Even if the black characters matched a viewers values and beliefs in terms of attractiveness, sociability, kindness and intelligence, white viewers still elicit negative responses to a black character. Is that why New York City television situation comedies featured no blacks?  Did the producers and stars on Seinfeld, Friends, and Sex and the City realize that people with a racial bias gravitate towards shows that pander to their beliefs? Social experiments prove to researchers that shows with an all-white cast are considered more profitable. The invisibility of black actors interacting with white actors in white environments has to be condoned by white corporations that advertise on these shows.

Yesteryear, when the black Nat King Cole show featured a mixed couple dancing, advertisers pulled their commercials. Today, when a Cheerio’s cereal commercial shows a mixed couple, the shows producers pulled the commercial. They claimed that the few racists it offended justified ending further exposure. Neither TV executives nor advertisers consider the wider audience of all Americans when considering profit revenue.

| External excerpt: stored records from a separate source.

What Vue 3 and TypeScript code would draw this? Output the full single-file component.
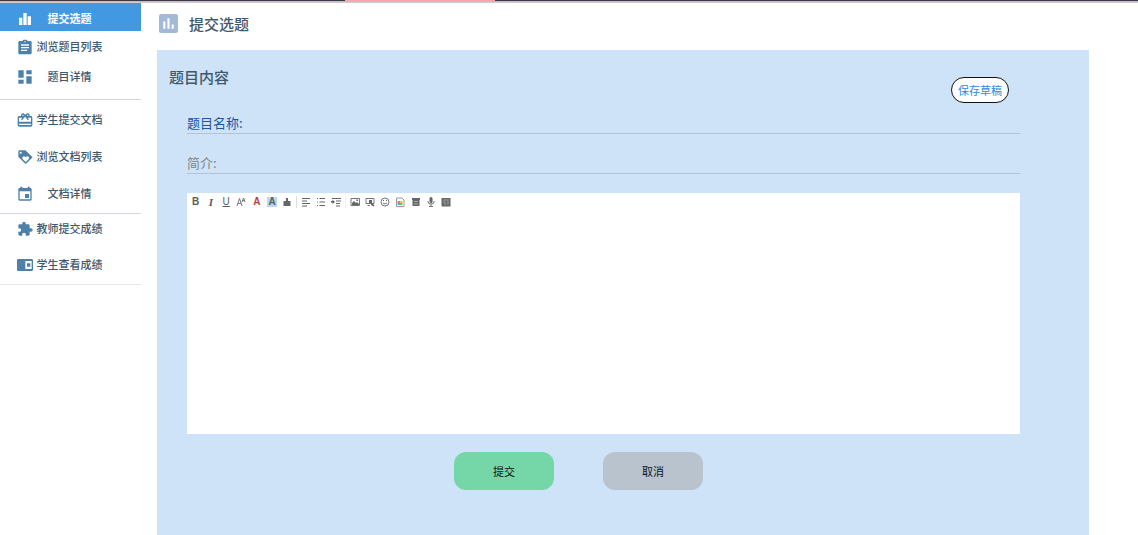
<script setup lang="ts">
import { ref } from 'vue'

interface NavItem {
  label: string
  path: string
}

const groups: NavItem[][] = [
  [
    { label: '提交选题', path: 'M9.500 21h5V3h-5v18zM3 21h5V10H3v11zM16 8v13h5V8h-5z' },
    {
      label: '浏览题目列表',
      path: 'M20 3h-4.2C15.4 1.8 14.3 1 13 1h-2c-1.3 0-2.4.8-2.8 2H4c-1.1 0-2 .9-2 2v16c0 1.1.9 2 2 2h16c1.1 0 2-.9 2-2V5c0-1.1-.9-2-2-2zm-8 0c.6 0 1 .4 1 1s-.4 1-1 1-1-.4-1-1 .4-1 1-1zm3 15H6v-2h9v2zm3-4H6v-2h12v2zm0-4H6V8h12v2z',
    },
    { label: '题目详情', path: 'M2 13h8V2H2v11zm0 9h8v-6H2v6zm12 0h8V11h-8v11zm0-20v6h8V2h-8z' },
  ],
  [
    {
      label: '学生提交文档',
      path: 'M21 6h-2.2c.1-.3.2-.7.2-1 0-1.7-1.300-3-3-3-1.100 0-2 .5-2.500 1.300L12 4l-.5-.7C11 2.500 10.100 2 9 2 7.300 2 6 3.300 6 5c0 .3.1.7.2 1H3.500C2 6 1 7 1 8.500V19.500C1 21 2 22 3.500 22h17c1.500 0 2.500-1 2.500-2.500v-11C23 7 22 6 21 6zm-5-2c.6 0 1 .4 1 1s-.4 1-1 1-1-.4-1-1 .4-1 1-1zM9 4c.6 0 1 .4 1 1s-.4 1-1 1-1-.4-1-1 .4-1 1-1zm12 15.500H3v-2h18v2zm0-5H3V8.500h5L6 11l1.600 1.200L12 7l4.400 5.200L18 11l-2-2.500h5v6z',
    },
    {
      label: '浏览文档列表',
      path: 'M22.400 11.600l-9-9C13 2.200 12.500 2 12 2H4C2.900 2 2 2.900 2 4v7c0 .6.2 1.100.6 1.400l9 9c.4.4.9.6 1.400.6s1.100-.2 1.400-.6l8-8c.4-.4.6-.9.6-1.400s-.2-1.100-.6-1.400zM5.500 7C4.700 7 4 6.300 4 5.500S4.700 4 5.500 4 7 4.700 7 5.500 6.300 7 5.500 7zm11.800 8.300L13 19.500l-4.300-4.200c-.4-.5-.7-1.100-.7-1.800 0-1.400 1.100-2.500 2.500-2.500.7 0 1.300.3 1.800.7l.7.8.7-.7c.5-.5 1.100-.8 1.800-.8 1.400 0 2.500 1.100 2.500 2.500 0 .7-.3 1.300-.7 1.800z',
    },
    {
      label: '文档详情',
      path: 'M18 12h-6v6h6v-6zM16 1v2H8V1H5v2H4c-1.100 0-2 .9-2 2v15c0 1.100.9 2 2 2h16c1.100 0 2-.9 2-2V5c0-1.100-.9-2-2-2h-1V1h-3zm4 19H4V8h16v12z',
    },
  ],
  [
    {
      label: '教师提交成绩',
      path: 'M21 11h-2V7c0-1.100-.9-2-2-2h-4V3.500C13 2.100 11.900 1 10.500 1S8 2.100 8 3.500V5H4C2.900 5 2 5.900 2 7v3.800h1.500c1.500 0 2.700 1.200 2.700 2.700S5 16.200 3.500 16.200H2V20c0 1.100.9 2 2 2h3.800v-1.500c0-1.500 1.200-2.700 2.700-2.700s2.700 1.200 2.700 2.700V22H17c1.100 0 2-.9 2-2v-4h2c1.400 0 2.500-1.100 2.500-2.500S22.400 11 21 11z',
    },
    {
      label: '学生查看成绩',
      path: 'M2 3h20c1 0 2 1 2 2v14c0 1-1 2-2 2H2c-1 0-2-1-2-2V5c0-1 1-2 2-2zm10.500 3v12H22V6h-9.500zm2.500 3.500h5v5h-5v-5z',
    },
  ],
]

const active = ref('提交选题')
const title = ref('')
const intro = ref('')
const content = ref('')
</script>

<template>
  <div class="page">
    <div class="strip"><span class="strip-tab"></span></div>
    <div class="layout">
      <nav class="sidebar">
        <ul v-for="(group, i) in groups" :key="i" class="group">
          <li v-for="item in group" :key="item.label">
            <a href="#" class="item" :class="{ active: item.label === active }" @click.prevent="active = item.label">
              <svg class="nav-icon" viewBox="0 0 24 24" aria-hidden="true"><path :d="item.path" fill-rule="evenodd" /></svg>
              <span class="nav-label">{{ item.label }}</span>
            </a>
          </li>
        </ul>
      </nav>

      <main class="main">
        <header class="head">
          <svg class="head-icon" viewBox="0 0 18 18" aria-hidden="true">
            <rect width="18" height="18" rx="2" fill="#a3bad6" />
            <path d="M4 7h2v7H4zM8 4h2v10H8zM12 10h2v4h-2z" fill="#fff" />
          </svg>
          <h1>提交选题</h1>
        </header>

        <form class="card" @submit.prevent>
          <div class="card-head">
            <h2>题目内容</h2>
            <button type="button" class="save">保存草稿</button>
          </div>

          <div class="fields">
            <div class="field primary">
              <label for="title">题目名称:</label>
              <input id="title" v-model="title" type="text" />
            </div>
            <div class="field">
              <label for="intro">简介:</label>
              <input id="intro" v-model="intro" type="text" />
            </div>

            <div class="editor">
              <div class="toolbar" role="toolbar" aria-label="格式">
                <div class="tools wide">
                  <button type="button" aria-label="粗体"><b>B</b></button>
                  <button type="button" aria-label="斜体"><i class="serif">I</i></button>
                  <button type="button" aria-label="下划线"><u>U</u></button>
                  <button type="button" aria-label="字号">
                    <svg viewBox="0 0 10 10"><path d="M1 9 3.500 1.500 6 9M2 6.500h3M6 5l1.500-4L9 5M6.500 3.500h2" class="line" /></svg>
                  </button>
                  <button type="button" aria-label="文字颜色"><b class="red">A</b></button>
                  <button type="button" aria-label="背景颜色"><b class="mark">A</b></button>
                  <button type="button" aria-label="清除格式">
                    <svg viewBox="0 0 10 10"><path d="M4 1h2v3h2.500v2h-7V4H4zM1.500 6h7v3h-7z" /></svg>
                  </button>
                </div>
                <span class="sep"></span>
                <div class="tools narrow">
                  <button type="button" aria-label="对齐">
                    <svg viewBox="0 0 10 10"><path d="M1 1h8v1H1zM1 3.500h5v1H1zM1 6h8v1H1zM1 8.500h5v1H1z" /></svg>
                  </button>
                  <button type="button" aria-label="列表">
                    <svg viewBox="0 0 10 10"><path d="M1 1h1v1H1zM3.500 1H9v1H3.500zM1 4.500h1v1H1zM3.500 4.500H9v1H3.500zM1 8h1v1H1zM3.500 8H9v1H3.500z" /></svg>
                  </button>
                  <button type="button" aria-label="缩进">
                    <svg viewBox="0 0 10 10"><path d="M1 1h9v1H1zM5 3.500h5v1H5zM5 6h4v1H5zM5 8.500h4v1H5zM0 4h1.500V2.500L4 5 1.500 7V5.500H0z" /></svg>
                  </button>
                </div>
                <span class="sep faint"></span>
                <div class="tools wide">
                  <button type="button" aria-label="图片">
                    <svg viewBox="0 0 10 10"><path d="M1 1.500h8.500v7H1z" class="line" /><path d="M2 8V6l2-2 2 2 1-1 2 2v1zM6.500 2.500h1.500V4H6.500z" /></svg>
                  </button>
                  <button type="button" aria-label="截屏">
                    <svg viewBox="0 0 10 10"><path d="M1 1.500h8v5H1zM2.500 8.500H5" class="line" /><path d="M4 3h3v3H4zM6 6l3.500 2-1 1.500L6 8z" /></svg>
                  </button>
                  <button type="button" aria-label="表情">
                    <svg viewBox="0 0 10 10"><circle cx="5" cy="5" r="4" class="line" /><path d="M3 6q2 2 4 0" class="line" /><path d="M3 3h1v1H3zM6 3h1v1H6z" /></svg>
                  </button>
                  <button type="button" aria-label="文档">
                    <svg viewBox="0 0 10 10">
                      <path d="M1.500 1H7l2 2v6.500H1.500z" fill="#fff" stroke="#999" />
                      <path d="M2.500 4H5v2H2.500z" fill="#e8718d" /><path d="M5 4h2.500v2H5z" fill="#efc63d" />
                      <path d="M2.500 6H5v2H2.500z" fill="#58a9e8" /><path d="M5 6h2.500v2H5z" fill="#75be67" />
                    </svg>
                  </button>
                  <button type="button" aria-label="模板">
                    <svg viewBox="0 0 10 10"><path d="M1 1h8v2H1zM1.500 3h7v6h-7z" /><path d="M3 4.500h4M3 7h4" stroke="#aaa" /></svg>
                  </button>
                  <button type="button" aria-label="语音">
                    <svg viewBox="0 0 10 10"><rect x="3.500" y="0" width="3" height="6" rx="1.500" /><path d="M2 4v1q0 2 3 2t3-2V4M5 7v2M3 9.500h4" class="line" /></svg>
                  </button>
                  <button type="button" aria-label="公式">
                    <svg viewBox="0 0 10 10"><path d="M.5 1h9v8.500h-9z" /><path d="M2 3h6M2 5h2v3M6 5h2M6 7h2" fill="none" stroke="#bbb" stroke-width=".7" /></svg>
                  </button>
                </div>
              </div>
              <textarea v-model="content" aria-label="题目内容"></textarea>
            </div>

            <div class="actions">
              <button type="submit" class="btn submit">提交</button>
              <button type="reset" class="btn cancel">取消</button>
            </div>
          </div>
        </form>
      </main>
    </div>
  </div>
</template>

<style>
body {
  margin: 0;
  background: #fff;
}
</style>

<style scoped>
* {
  box-sizing: border-box;
}
.page {
  display: flex;
  flex-direction: column;
  min-height: 100vh;
  font-family: "Noto Sans CJK SC", "Noto Sans", sans-serif;
  font-size: 11px;
  color: #40586c;
}
button,
input,
textarea {
  font-family: inherit;
  padding: 0;
  border: 0;
  margin: 0;
}
button {
  cursor: pointer;
}
.strip {
  height: 3px;
  background: linear-gradient(#3c3847 1px, #b9b5bc 1px, #d7d5d9);
}
.strip-tab {
  display: block;
  width: 150px;
  height: 1px;
  margin-left: 345px;
  background: #ffa6a6;
}
.layout {
  display: flex;
  flex: 1;
}
.sidebar {
  flex: none;
  width: 141px;
}
.group {
  display: flex;
  flex-direction: column;
  gap: 9px;
  list-style: none;
  margin: 0;
  padding: 6px 0 5px;
  border-bottom: 1px solid #d3d7df;
}
.group:first-child {
  gap: 2px;
  padding: 0 0 8px;
}
.group:last-child {
  gap: 8px;
  padding-top: 1px;
  border-color: #e6e8ed;
}
.item {
  display: flex;
  align-items: center;
  gap: 3px;
  height: 28px;
  padding-left: 17px;
  color: inherit;
  text-decoration: none;
  font-weight: 500;
}
.item.active {
  padding-top: 3px;
  background: #4299e1;
  color: #fff;
  font-weight: 700;
}
.nav-icon {
  flex: none;
  width: 16px;
  height: 16px;
  fill: #4d81aa;
}
.active .nav-icon {
  fill: #fff;
}
.nav-label {
  width: 67px;
  padding-bottom: 2px;
  line-height: 16px;
  text-align: center;
  white-space: nowrap;
}
.main {
  display: flex;
  flex-direction: column;
  flex: 1;
  min-width: 0;
  padding: 0 49px 0 16px;
}
.head {
  display: flex;
  align-items: center;
  gap: 11px;
  height: 47px;
  padding: 0 0 6px 2px;
}
.head-icon {
  width: 19px;
  height: 19px;
}
h1,
h2 {
  margin: 0;
  font-size: 15px;
  line-height: 22px;
  font-weight: 500;
}
.card {
  flex: 1;
  padding: 16px 69px 40px 12px;
  background: #cfe3f8;
}
.card-head {
  display: flex;
  justify-content: space-between;
  height: 47px;
  padding-right: 11px;
}
.save {
  width: 58px;
  height: 26px;
  margin-top: 11px;
  border: 1px solid #111;
  border-radius: 13px;
  background: #fff;
  color: #2f86e4;
  font-size: 11px;
}
.fields {
  padding-left: 18px;
}
.field {
  display: flex;
  align-items: center;
  height: 21px;
  margin-bottom: 19px;
  padding-bottom: 1px;
  border-bottom: 1px solid #b3c2d4;
  font-size: 13px;
  line-height: 19px;
  color: #818589;
}
.primary {
  color: #1b55a5;
}
.field input {
  flex: 1;
  min-width: 0;
  height: 19px;
  margin-left: 6px;
  background: transparent;
  font-size: 13px;
  outline: none;
}
.editor {
  display: flex;
  flex-direction: column;
  background: #fff;
}
.toolbar {
  display: flex;
  align-items: center;
  height: 18px;
  padding-left: 1px;
}
.tools {
  display: flex;
}
.wide {
  width: 107px;
}
.narrow {
  width: 46px;
}
.tools button {
  display: flex;
  flex: 1;
  align-items: center;
  justify-content: center;
  height: 14px;
  background: transparent;
  color: #5c5c5c;
  font-family: "Liberation Sans", sans-serif;
  font-size: 10px;
  line-height: 10px;
}
.tools svg {
  width: 10px;
  height: 10px;
  fill: #666;
}
.tools .line {
  fill: none;
  stroke: #777;
  stroke-width: 1;
}
.serif {
  font-family: "Liberation Serif", serif;
  font-size: 11px;
  font-weight: 700;
}
.red {
  color: #bd3e3e;
}
.mark {
  padding: 0 1px;
  background: #b9d9f3;
}
.sep {
  width: 1px;
  height: 12px;
  margin: 0 1px;
  background: #dcdcdc;
}
.faint {
  background: #f0f0f0;
}
textarea {
  height: 223px;
  background: transparent;
  resize: vertical;
  outline: none;
}
textarea::-webkit-resizer {
  display: none;
}
.actions {
  display: flex;
  justify-content: center;
  gap: 49px;
  padding-top: 18px;
  padding-right: 50px;
}
.btn {
  width: 100px;
  height: 38px;
  border-radius: 12px;
  color: #111;
  font-size: 11px;
}
.submit {
  background: #75d6a7;
}
.cancel {
  background: #b9c3ce;
}
</style>
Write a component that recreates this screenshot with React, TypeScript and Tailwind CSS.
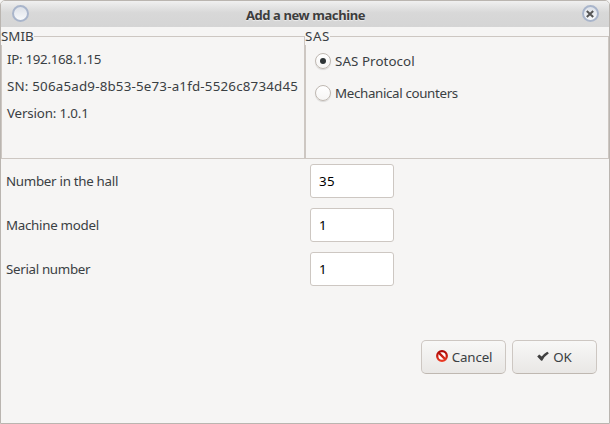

How can media advertisers of these whites only programs deny the presence of blacks in regions with large black populations? Integration would strip the show of its systematic homogeneous representation of American and restrict worldwide distribution. Potentially threatening and violent images of black men are invalid images that taint the quality of our cultural perceptions. Stereotypes convey ideological messages of racist clichés that are laden with ritual and myth. That blacks lack the optimism to empower him or her with success because they are incapable of growth, change, innovation or transformation.